The most critical conceptual hurdle is separating these gain-based remedies from loss-based ones. Compensatory damages aim to make the plaintiff whole by covering their proven losses. The measurement looks backward at the plaintiff’s injury. In contrast, disgorgement and accounting look forward at the defendant’s wallet. The plaintiff’s loss is irrelevant; a defendant may be ordered to disgorge profits even if the plaintiff suffered no quantifiable financial harm.

Consider this example: A corporate officer, in breach of fiduciary duty, uses confidential information to earn a personal profit of 1 million. Through an accounting of profits, the court will trace that gain, and order disgorgement of the full $1 million to the corporation (the beneficiary of the fiduciary duty). The focus is squarely on the defendant’s unjust enrichment.

Primary Legal Applications

These remedies are not universally available; they are triggered by specific types of wrongful conduct where the relationship between the parties or the nature of the right justifies a stripping of gains.

Fiduciary Breaches: This is a classic and straightforward application. Agents, trustees, corporate directors, and partners owe fiduciary duties of loyalty and care. Any profit gained by a fiduciary through a breach of those duties (like self-dealing or usurping a corporate opportunity) is held in constructive trust for the beneficiary. The fiduciary must account for and disgorge those profits.

Intellectual Property Infringement: In trademark, patent, and copyright law, a plaintiff can often elect between recovering their own actual damages or the defendant’s profits from infringement. Choosing the latter triggers an accounting. The calculation can be complex, requiring the court to apportion profits between those attributable to the wrongful use of the IP and those derived from the defendant’s own efforts, assets, or marketing.

Securities Fraud: Under Section 21(d) of the Securities Exchange Act of 1934, the Securities and Exchange Commission (SEC) is explicitly authorized to seek civil disgorgement from violators of securities laws.

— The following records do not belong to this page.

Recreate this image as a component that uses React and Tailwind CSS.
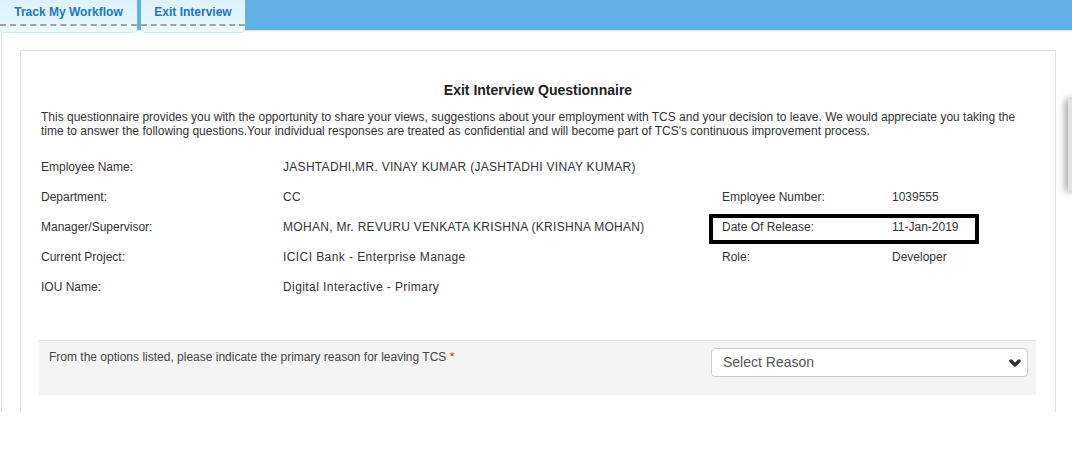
const font = { fontFamily: '"Liberation Sans", Arial, sans-serif' };

const rows = [
  { label: 'Employee Name:', value: 'JASHTADHI,MR. VINAY KUMAR (JASHTADHI VINAY KUMAR)', wide: true },
  { label: 'Department:', value: 'CC', rLabel: 'Employee Number:', rValue: '1039555' },
  { label: 'Manager/Supervisor:', value: 'MOHAN, Mr. REVURU VENKATA KRISHNA (KRISHNA MOHAN)', rLabel: 'Date Of Release:', rValue: '11-Jan-2019', marked: true, wide: true },
  { label: 'Current Project:', value: 'ICICI Bank - Enterprise Manage', rLabel: 'Role:', rValue: 'Developer' },
  { label: 'IOU Name:', value: 'Digital Interactive - Primary' },
];

const Tab = ({ label, width }) => (
  <div className={`${width} h-[33px] rounded-b-[4px] bg-gradient-to-b from-[#dcf2fc] to-[#e9f9fe] border-b border-[#d3e7f0] relative z-10`}>
    <div className="h-[26px] border-b-2 border-dashed border-[#a3a3a3] flex items-center justify-center text-[12px] font-bold text-[#1a78c2]">
      {label}
    </div>
  </div>
);

const App = () => {
  return (
    <div className="w-[1072px] h-[460px] bg-white relative overflow-hidden text-[#333]" style={font}>
      {/* Top tab bar */}
      <div className="h-[30px] bg-[#62b0e5] flex items-start gap-[4px]">
        <Tab label="Track My Workflow" width="w-[137px]" />
        <Tab label="Exit Interview" width="w-[104px]" />
      </div>

      {/* Page */}
      <div className="h-[382px] ml-[1px] border-l border-t border-[#e2e2e2] pt-[19px] pl-[18px] pr-[16px]">
        <div className="h-full w-[1036px] border-l border-t border-r border-[#e2e2e2] pt-[30px]">
          <h1 className="text-[14px] font-bold text-center leading-[18px] text-[#222]">Exit Interview Questionnaire</h1>
          <p className="mt-[11px] px-[20px] text-[12px] leading-[14px]">
            This questionnaire provides you with the opportunity to share your views, suggestions about your employment with TCS and your decision to leave. We would appreciate you taking the time to answer the following questions.Your individual responses are treated as confidential and will become part of TCS's continuous improvement process.
          </p>

          <div className="mt-[14px] pl-[20px]">
            {rows.map((r) => (
              <div key={r.label} className="grid grid-cols-[242px_439px_170px_1fr] h-[30px] items-center text-[12px]">
                <div>{r.label}</div>
                <div className={`whitespace-nowrap ${r.wide ? 'tracking-[0.3px]' : 'tracking-[0.42px]'}`}>{r.value}</div>
                <div className="relative">
                  {r.marked && (
                    <div className="absolute left-[-13px] top-[-4px] w-[270px] h-[30px] border-[4px] border-black" />
                  )}
                  {r.rLabel}
                </div>
                <div>{r.rValue}</div>
              </div>
            ))}
          </div>

          {/* Reason panel */}
          <div className="mt-[38px] ml-[18px] mr-[19px] h-[55px] bg-[#f4f4f4] border-t border-[#dcdcdc] flex justify-between items-start pl-[10px] pr-[8px] pt-[7px]">
            <div className="text-[12px] leading-[16px] pt-[1px] text-[#444]">
              From the options listed, please indicate the primary reason for leaving TCS <span className="text-[#e02020]">*</span>
            </div>
            <div className="w-[317px] h-[29px] bg-white border border-[#cccccc] rounded-[4px] flex items-center justify-between pl-[11px] pr-[6px]">
              <span className="text-[14px] text-[#555]">Select Reason</span>
              <svg width="12" height="9" viewBox="0 0 12 9" className="mt-[1px]">
                <path d="M2 2 L6 6 L10 2" fill="none" stroke="#333" strokeWidth="3.4" strokeLinecap="round" strokeLinejoin="round" />
              </svg>
            </div>
          </div>
        </div>
      </div>

      {/* Floating edge element, clipped */}
      <div className="absolute left-[1068px] top-[99px] w-[20px] h-[92px] bg-[#e3e3e3] shadow-[-3px_0_7px_rgba(0,0,0,0.35)]" />
    </div>
  );
};

export default App;
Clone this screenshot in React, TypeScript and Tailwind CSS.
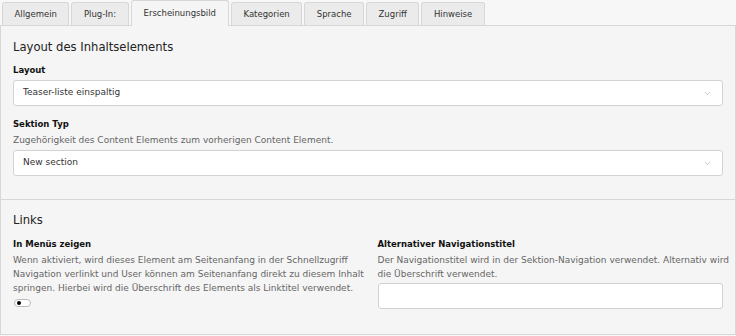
import { ChevronDown } from "lucide-react";

const tabs = [
  "Allgemein",
  "Plug-In:",
  "Erscheinungsbild",
  "Kategorien",
  "Sprache",
  "Zugriff",
  "Hinweise",
];

function SelectBox({ value }: { value: string }) {
  return (
    <div className="flex h-[26px] items-center justify-between rounded-[3px] border border-[#d2d2d2] bg-white pl-[9px] pr-[10px] text-[9px] text-[#333]">
      <span>{value}</span>
      <ChevronDown size={9} strokeWidth={1.5} className="text-[#999]" />
    </div>
  );
}

// lines are broken as in the reference
function Help({ lines }: { lines: string[] }) {
  return (
    <div className="mt-[2px] text-[9px] leading-[14px] text-[#666]">
      {lines.map((l) => (
        <div key={l} className="whitespace-nowrap">
          {l}
        </div>
      ))}
    </div>
  );
}

export default function App() {
  return (
    <div
      className="h-[336px] w-[736px] bg-[#f7f7f7] text-[#333]"
      style={{ fontFamily: "'DejaVu Sans', Verdana, sans-serif" }}
    >
      {/* Tabs */}
      <div className="flex h-[25px] items-end gap-[2px] pl-[2px]">
        {tabs.map((t) => {
          const active = t === "Erscheinungsbild";
          return (
            <div
              key={t}
              className={
                active
                  ? "relative -mb-px flex h-[26px] items-center rounded-t-[3px] border border-b-0 border-[#d7d7d7] bg-[#f5f5f5] px-[12px] text-[8.5px] text-[#333]"
                  : "flex h-[23px] items-center rounded-t-[3px] border border-b-0 border-[#d7d7d7] bg-[#ebebeb] px-[11.5px] text-[8.5px] text-[#333]"
              }
            >
              {t}
            </div>
          );
        })}
      </div>

      {/* Panel */}
      <div className="h-[310px] border border-[#d7d7d7] bg-[#f5f5f5]">
        <div className="border-b border-[#d7d7d7] px-[12px] pb-[23px] pt-[12px]">
          <h2 className="text-[11.6px] leading-[18px] text-[#222]">Layout des Inhaltselements</h2>

          <div className="mt-[7px] text-[8.5px] font-bold leading-[14px] text-[#111]">Layout</div>
          <div className="mt-[3px]">
            <SelectBox value="Teaser-liste einspaltig" />
          </div>

          <div className="mt-[11px] text-[8.5px] font-bold leading-[14px] text-[#111]">Sektion Typ</div>
          <Help lines={["Zugehörigkeit des Content Elements zum vorherigen Content Element."]} />
          <div className="mt-[3px]">
            <SelectBox value="New section" />
          </div>
        </div>

        <div className="px-[12px] pt-[11px]">
          <h2 className="text-[11.6px] leading-[18px] text-[#222]">Links</h2>
          <div className="mt-[8px] grid grid-cols-2 gap-x-[19px]">
            <div>
              <div className="text-[8.5px] font-bold leading-[14px] text-[#111]">In Menüs zeigen</div>
              <Help
                lines={[
                  "Wenn aktiviert, wird dieses Element am Seitenanfang in der Schnellzugriff",
                  "Navigation verlinkt und User können am Seitenanfang direkt zu diesem Inhalt",
                  "springen. Hierbei wird die Überschrift des Elements als Linktitel verwendet.",
                ]}
              />
              <div className="ml-[1px] mt-[4px] flex h-[8px] w-[17px] items-center rounded-full border border-[#bbb] bg-white px-[2px]">
                <div className="h-[4px] w-[4px] rounded-full bg-black" />
              </div>
            </div>
            <div>
              <div className="text-[8.5px] font-bold leading-[14px] text-[#111]">Alternativer Navigationstitel</div>
              <Help
                lines={[
                  "Der Navigationstitel wird in der Sektion-Navigation verwendet. Alternativ wird",
                  "die Überschrift verwendet.",
                ]}
              />
              <div className="mt-[2px] h-[26px] rounded-[3px] border border-[#d2d2d2] bg-white" />
            </div>
          </div>
        </div>
      </div>
    </div>
  );
}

This is a key enforcement tool to recover profits from insider trading or market manipulation. The Supreme Court has clarified that disgorgement in this context must be capped at the net wrongful gain and awarded for the benefit of victims.

The Calculation and Apportionment Challenge

Ordering a remedy is one thing; calculating it is another. An accounting of profits is not a punitive windfall for the plaintiff. The goal is to identify the profits causally connected to the wrongdoing. This leads to the critical doctrine of apportionment.

A defendant is only required to disgorge profits attributable to their wrongful act. If a defendant sold a product that infringed a patent but added substantial independent value through superior manufacturing or branding, they may be entitled to an apportionment of the profits. The burden of proof for this apportionment, however, often rests on the defendant. They must provide credible evidence to separate the lawful from the unlawful gains. If they fail to meet this burden, courts may order disgorgement of all revenues connected to the infringing activity.

Common Pitfalls

  1. Confusing Remedy with Right: A common bar exam trap is to assume disgorgement is an automatic right. It is not. It is an equitable remedy awarded at the discretion of the court. A plaintiff must have "clean hands" (be free from wrongdoing themselves), and the remedy must be appropriate. Legal remedies (like damages) must be deemed inadequate before equitable remedies are granted.
  2. Mixing Measurement Standards: The most frequent analytical error is using the plaintiff’s loss to measure a disgorgement award. Remember, the two inquiries are separate. If a question asks for the "accounting of profits" remedy, you must ignore the plaintiff’s damages and focus solely on calculating the defendant’s wrongful gain, even if that number is larger or smaller than the loss.
  3. Overlooking the Fiduciary Trigger: In fact patterns involving business relationships, failing to identify a fiduciary duty can cause you to miss that disgorgement is the primary remedy. Whenever you see an agent, partner, trustee, or corporate director gaining a personal benefit from their position, immediately consider disgorgement as the likely remedy for the breach of loyalty.
  4. Forgetting Apportionment: When calculating profits, especially in IP contexts, do not automatically award all of the defendant’s revenue. Look for facts suggesting the defendant contributed to the profit through lawful means. The issue of who bears the burden of proof for apportionment is a common subtle point.

Summary

  • Disgorgement and an accounting of profits are equitable remedies focused on the defendant’s unjust enrichment, not on compensating the plaintiff’s loss.
  • The core legal trigger is often a breach of a fiduciary duty, but these remedies are also key in intellectual property infringement and securities enforcement actions.
  • Calculation requires tracing profits causally linked to the wrongdoing; defendants may seek apportionment to deduct profits earned from their own lawful contributions, but they bear the burden of proof.
  • These are discretionary remedies, not absolute rights, and are only available when legal remedies (like money damages) are inadequate.
  • For the bar exam, always identify the foundational duty (fiduciary, property right) and remember: for disgorgement, measure the defendant’s gain, not the plaintiff’s pain.